Exercise brief » Write out the material again exactly, please, and omit the pictures.

■ ■ ■ ■

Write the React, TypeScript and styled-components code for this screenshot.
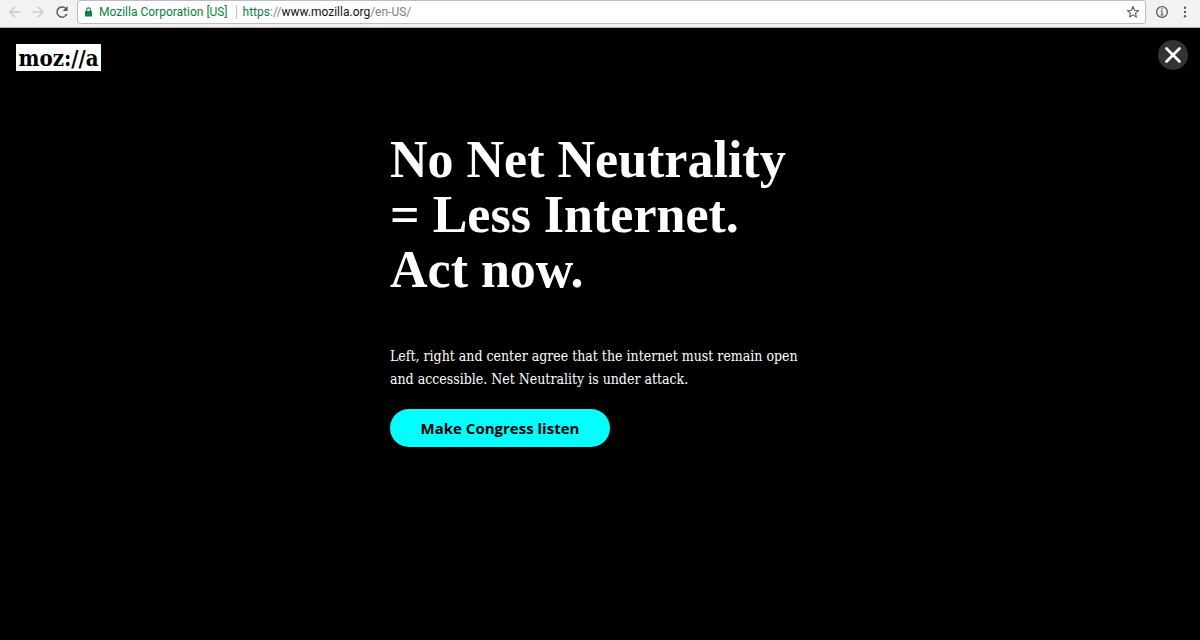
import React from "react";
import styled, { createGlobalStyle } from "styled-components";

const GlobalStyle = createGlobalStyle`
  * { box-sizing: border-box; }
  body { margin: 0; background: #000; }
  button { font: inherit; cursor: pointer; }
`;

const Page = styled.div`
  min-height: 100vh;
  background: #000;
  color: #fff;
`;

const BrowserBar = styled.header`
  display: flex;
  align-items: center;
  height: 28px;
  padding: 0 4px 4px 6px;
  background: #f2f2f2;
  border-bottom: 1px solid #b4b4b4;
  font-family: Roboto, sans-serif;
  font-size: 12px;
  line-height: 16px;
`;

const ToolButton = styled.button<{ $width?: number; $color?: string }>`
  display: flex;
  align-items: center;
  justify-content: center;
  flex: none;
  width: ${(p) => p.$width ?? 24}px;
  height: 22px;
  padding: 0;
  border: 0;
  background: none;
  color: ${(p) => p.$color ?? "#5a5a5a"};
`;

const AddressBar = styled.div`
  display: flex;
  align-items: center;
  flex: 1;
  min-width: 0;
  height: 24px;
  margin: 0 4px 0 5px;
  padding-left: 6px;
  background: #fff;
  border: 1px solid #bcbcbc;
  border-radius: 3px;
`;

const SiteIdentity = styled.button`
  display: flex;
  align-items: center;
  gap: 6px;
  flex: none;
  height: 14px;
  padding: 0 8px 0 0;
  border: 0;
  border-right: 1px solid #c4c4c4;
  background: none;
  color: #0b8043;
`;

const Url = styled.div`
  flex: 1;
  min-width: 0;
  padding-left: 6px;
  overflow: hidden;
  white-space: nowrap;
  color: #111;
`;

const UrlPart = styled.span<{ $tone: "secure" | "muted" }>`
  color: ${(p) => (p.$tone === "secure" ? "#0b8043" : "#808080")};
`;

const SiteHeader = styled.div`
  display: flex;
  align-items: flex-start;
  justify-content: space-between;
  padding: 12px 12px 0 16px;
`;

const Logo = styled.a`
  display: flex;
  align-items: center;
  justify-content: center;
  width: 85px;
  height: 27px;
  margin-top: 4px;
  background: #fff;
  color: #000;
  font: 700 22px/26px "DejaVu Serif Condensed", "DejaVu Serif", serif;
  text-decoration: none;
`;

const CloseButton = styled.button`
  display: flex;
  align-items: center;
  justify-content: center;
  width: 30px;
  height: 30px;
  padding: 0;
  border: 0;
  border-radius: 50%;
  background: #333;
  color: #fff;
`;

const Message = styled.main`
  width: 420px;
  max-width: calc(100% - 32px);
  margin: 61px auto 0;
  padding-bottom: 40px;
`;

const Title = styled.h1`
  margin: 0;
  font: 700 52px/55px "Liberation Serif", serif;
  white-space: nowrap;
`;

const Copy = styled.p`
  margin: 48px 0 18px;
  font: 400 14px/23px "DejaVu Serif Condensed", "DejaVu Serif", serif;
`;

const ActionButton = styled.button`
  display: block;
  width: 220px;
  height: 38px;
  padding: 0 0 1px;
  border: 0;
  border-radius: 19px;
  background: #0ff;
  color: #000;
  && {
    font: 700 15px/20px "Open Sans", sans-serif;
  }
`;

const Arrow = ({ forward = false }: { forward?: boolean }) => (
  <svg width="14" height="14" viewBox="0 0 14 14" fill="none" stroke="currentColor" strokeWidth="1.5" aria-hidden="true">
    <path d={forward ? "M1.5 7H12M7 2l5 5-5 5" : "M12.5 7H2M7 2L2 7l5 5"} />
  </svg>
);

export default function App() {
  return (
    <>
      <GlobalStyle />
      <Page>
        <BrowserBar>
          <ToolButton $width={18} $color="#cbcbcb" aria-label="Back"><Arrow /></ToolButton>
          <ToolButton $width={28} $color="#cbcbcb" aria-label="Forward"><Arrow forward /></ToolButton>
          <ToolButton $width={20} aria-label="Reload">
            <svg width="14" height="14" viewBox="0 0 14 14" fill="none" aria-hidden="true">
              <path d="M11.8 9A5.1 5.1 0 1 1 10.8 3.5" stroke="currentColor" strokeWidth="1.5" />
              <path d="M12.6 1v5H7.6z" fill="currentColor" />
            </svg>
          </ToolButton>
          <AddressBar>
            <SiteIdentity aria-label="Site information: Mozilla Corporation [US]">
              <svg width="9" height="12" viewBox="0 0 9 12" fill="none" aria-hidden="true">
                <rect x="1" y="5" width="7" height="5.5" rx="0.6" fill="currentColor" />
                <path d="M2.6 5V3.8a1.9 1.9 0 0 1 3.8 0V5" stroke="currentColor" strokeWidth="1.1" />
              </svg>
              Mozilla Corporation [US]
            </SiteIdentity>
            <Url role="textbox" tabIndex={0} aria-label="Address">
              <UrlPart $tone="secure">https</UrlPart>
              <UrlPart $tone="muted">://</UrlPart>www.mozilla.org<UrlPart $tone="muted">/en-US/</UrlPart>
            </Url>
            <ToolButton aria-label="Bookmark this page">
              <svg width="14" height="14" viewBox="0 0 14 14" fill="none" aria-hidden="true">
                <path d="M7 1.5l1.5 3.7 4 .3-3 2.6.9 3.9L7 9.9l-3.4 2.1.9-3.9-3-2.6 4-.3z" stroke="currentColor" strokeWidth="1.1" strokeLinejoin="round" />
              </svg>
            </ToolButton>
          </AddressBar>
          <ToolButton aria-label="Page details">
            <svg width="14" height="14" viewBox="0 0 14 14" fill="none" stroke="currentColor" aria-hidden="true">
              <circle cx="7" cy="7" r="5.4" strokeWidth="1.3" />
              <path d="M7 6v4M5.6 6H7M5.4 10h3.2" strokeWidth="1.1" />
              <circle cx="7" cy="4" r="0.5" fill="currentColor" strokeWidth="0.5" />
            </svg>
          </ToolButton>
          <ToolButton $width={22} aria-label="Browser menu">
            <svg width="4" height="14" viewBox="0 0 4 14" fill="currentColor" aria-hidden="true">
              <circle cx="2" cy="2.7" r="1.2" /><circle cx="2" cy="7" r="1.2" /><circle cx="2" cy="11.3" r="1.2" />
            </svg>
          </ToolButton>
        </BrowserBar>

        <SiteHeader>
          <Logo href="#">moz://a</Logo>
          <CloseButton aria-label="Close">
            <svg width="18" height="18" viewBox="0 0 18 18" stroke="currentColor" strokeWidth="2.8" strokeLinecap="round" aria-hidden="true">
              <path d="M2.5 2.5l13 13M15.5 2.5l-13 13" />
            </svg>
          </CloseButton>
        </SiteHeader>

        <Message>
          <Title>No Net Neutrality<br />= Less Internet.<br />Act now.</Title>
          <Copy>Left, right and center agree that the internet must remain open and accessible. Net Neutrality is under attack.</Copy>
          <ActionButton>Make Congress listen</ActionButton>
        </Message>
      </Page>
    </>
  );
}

■ ■ ■ ■

Response to this exercise »
Write the React, TypeScript and styled-components code for this screenshot.
import React from "react";
import styled, { createGlobalStyle } from "styled-components";

const GlobalStyle = createGlobalStyle`
  * { box-sizing: border-box; }
  body { margin: 0; background: #000; }
  button { font: inherit; cursor: pointer; }
`;

const Page = styled.div`
  min-height: 100vh;
  background: #000;
  color: #fff;
`;

const BrowserBar = styled.header`
  display: flex;
  align-items: center;
  height: 28px;
  padding: 0 4px 4px 6px;
  background: #f2f2f2;
  border-bottom: 1px solid #b4b4b4;
  font-family: Roboto, sans-serif;
  font-size: 12px;
  line-height: 16px;
`;

const ToolButton = styled.button<{ $width?: number; $color?: string }>`
  display: flex;
  align-items: center;
  justify-content: center;
  flex: none;
  width: ${(p) => p.$width ?? 24}px;
  height: 22px;
  padding: 0;
  border: 0;
  background: none;
  color: ${(p) => p.$color ?? "#5a5a5a"};
`;

const AddressBar = styled.div`
  display: flex;
  align-items: center;
  flex: 1;
  min-width: 0;
  height: 24px;
  margin: 0 4px 0 5px;
  padding-left: 6px;
  background: #fff;
  border: 1px solid #bcbcbc;
  border-radius: 3px;
`;

const SiteIdentity = styled.button`
  display: flex;
  align-items: center;
  gap: 6px;
  flex: none;
  height: 14px;
  padding: 0 8px 0 0;
  border: 0;
  border-right: 1px solid #c4c4c4;
  background: none;
  color: #0b8043;
`;

const Url = styled.div`
  flex: 1;
  min-width: 0;
  padding-left: 6px;
  overflow: hidden;
  white-space: nowrap;
  color: #111;
`;

const UrlPart = styled.span<{ $tone: "secure" | "muted" }>`
  color: ${(p) => (p.$tone === "secure" ? "#0b8043" : "#808080")};
`;

const SiteHeader = styled.div`
  display: flex;
  align-items: flex-start;
  justify-content: space-between;
  padding: 12px 12px 0 16px;
`;

const Logo = styled.a`
  display: flex;
  align-items: center;
  justify-content: center;
  width: 85px;
  height: 27px;
  margin-top: 4px;
  background: #fff;
  color: #000;
  font: 700 22px/26px "DejaVu Serif Condensed", "DejaVu Serif", serif;
  text-decoration: none;
`;

const CloseButton = styled.button`
  display: flex;
  align-items: center;
  justify-content: center;
  width: 30px;
  height: 30px;
  padding: 0;
  border: 0;
  border-radius: 50%;
  background: #333;
  color: #fff;
`;

const Message = styled.main`
  width: 420px;
  max-width: calc(100% - 32px);
  margin: 61px auto 0;
  padding-bottom: 40px;
`;

const Title = styled.h1`
  margin: 0;
  font: 700 52px/55px "Liberation Serif", serif;
  white-space: nowrap;
`;

const Copy = styled.p`
  margin: 48px 0 18px;
  font: 400 14px/23px "DejaVu Serif Condensed", "DejaVu Serif", serif;
`;

const ActionButton = styled.button`
  display: block;
  width: 220px;
  height: 38px;
  padding: 0 0 1px;
  border: 0;
  border-radius: 19px;
  background: #0ff;
  color: #000;
  && {
    font: 700 15px/20px "Open Sans", sans-serif;
  }
`;

const Arrow = ({ forward = false }: { forward?: boolean }) => (
  <svg width="14" height="14" viewBox="0 0 14 14" fill="none" stroke="currentColor" strokeWidth="1.5" aria-hidden="true">
    <path d={forward ? "M1.5 7H12M7 2l5 5-5 5" : "M12.5 7H2M7 2L2 7l5 5"} />
  </svg>
);

export default function App() {
  return (
    <>
      <GlobalStyle />
      <Page>
        <BrowserBar>
          <ToolButton $width={18} $color="#cbcbcb" aria-label="Back"><Arrow /></ToolButton>
          <ToolButton $width={28} $color="#cbcbcb" aria-label="Forward"><Arrow forward /></ToolButton>
          <ToolButton $width={20} aria-label="Reload">
            <svg width="14" height="14" viewBox="0 0 14 14" fill="none" aria-hidden="true">
              <path d="M11.8 9A5.1 5.1 0 1 1 10.8 3.5" stroke="currentColor" strokeWidth="1.5" />
              <path d="M12.6 1v5H7.6z" fill="currentColor" />
            </svg>
          </ToolButton>
          <AddressBar>
            <SiteIdentity aria-label="Site information: Mozilla Corporation [US]">
              <svg width="9" height="12" viewBox="0 0 9 12" fill="none" aria-hidden="true">
                <rect x="1" y="5" width="7" height="5.5" rx="0.6" fill="currentColor" />
                <path d="M2.6 5V3.8a1.9 1.9 0 0 1 3.8 0V5" stroke="currentColor" strokeWidth="1.1" />
              </svg>
              Mozilla Corporation [US]
            </SiteIdentity>
            <Url role="textbox" tabIndex={0} aria-label="Address">
              <UrlPart $tone="secure">https</UrlPart>
              <UrlPart $tone="muted">://</UrlPart>www.mozilla.org<UrlPart $tone="muted">/en-US/</UrlPart>
            </Url>
            <ToolButton aria-label="Bookmark this page">
              <svg width="14" height="14" viewBox="0 0 14 14" fill="none" aria-hidden="true">
                <path d="M7 1.5l1.5 3.7 4 .3-3 2.6.9 3.9L7 9.9l-3.4 2.1.9-3.9-3-2.6 4-.3z" stroke="currentColor" strokeWidth="1.1" strokeLinejoin="round" />
              </svg>
            </ToolButton>
          </AddressBar>
          <ToolButton aria-label="Page details">
            <svg width="14" height="14" viewBox="0 0 14 14" fill="none" stroke="currentColor" aria-hidden="true">
              <circle cx="7" cy="7" r="5.4" strokeWidth="1.3" />
              <path d="M7 6v4M5.6 6H7M5.4 10h3.2" strokeWidth="1.1" />
              <circle cx="7" cy="4" r="0.5" fill="currentColor" strokeWidth="0.5" />
            </svg>
          </ToolButton>
          <ToolButton $width={22} aria-label="Browser menu">
            <svg width="4" height="14" viewBox="0 0 4 14" fill="currentColor" aria-hidden="true">
              <circle cx="2" cy="2.7" r="1.2" /><circle cx="2" cy="7" r="1.2" /><circle cx="2" cy="11.3" r="1.2" />
            </svg>
          </ToolButton>
        </BrowserBar>

        <SiteHeader>
          <Logo href="#">moz://a</Logo>
          <CloseButton aria-label="Close">
            <svg width="18" height="18" viewBox="0 0 18 18" stroke="currentColor" strokeWidth="2.8" strokeLinecap="round" aria-hidden="true">
              <path d="M2.5 2.5l13 13M15.5 2.5l-13 13" />
            </svg>
          </CloseButton>
        </SiteHeader>

        <Message>
          <Title>No Net Neutrality<br />= Less Internet.<br />Act now.</Title>
          <Copy>Left, right and center agree that the internet must remain open and accessible. Net Neutrality is under attack.</Copy>
          <ActionButton>Make Congress listen</ActionButton>
        </Message>
      </Page>
    </>
  );
}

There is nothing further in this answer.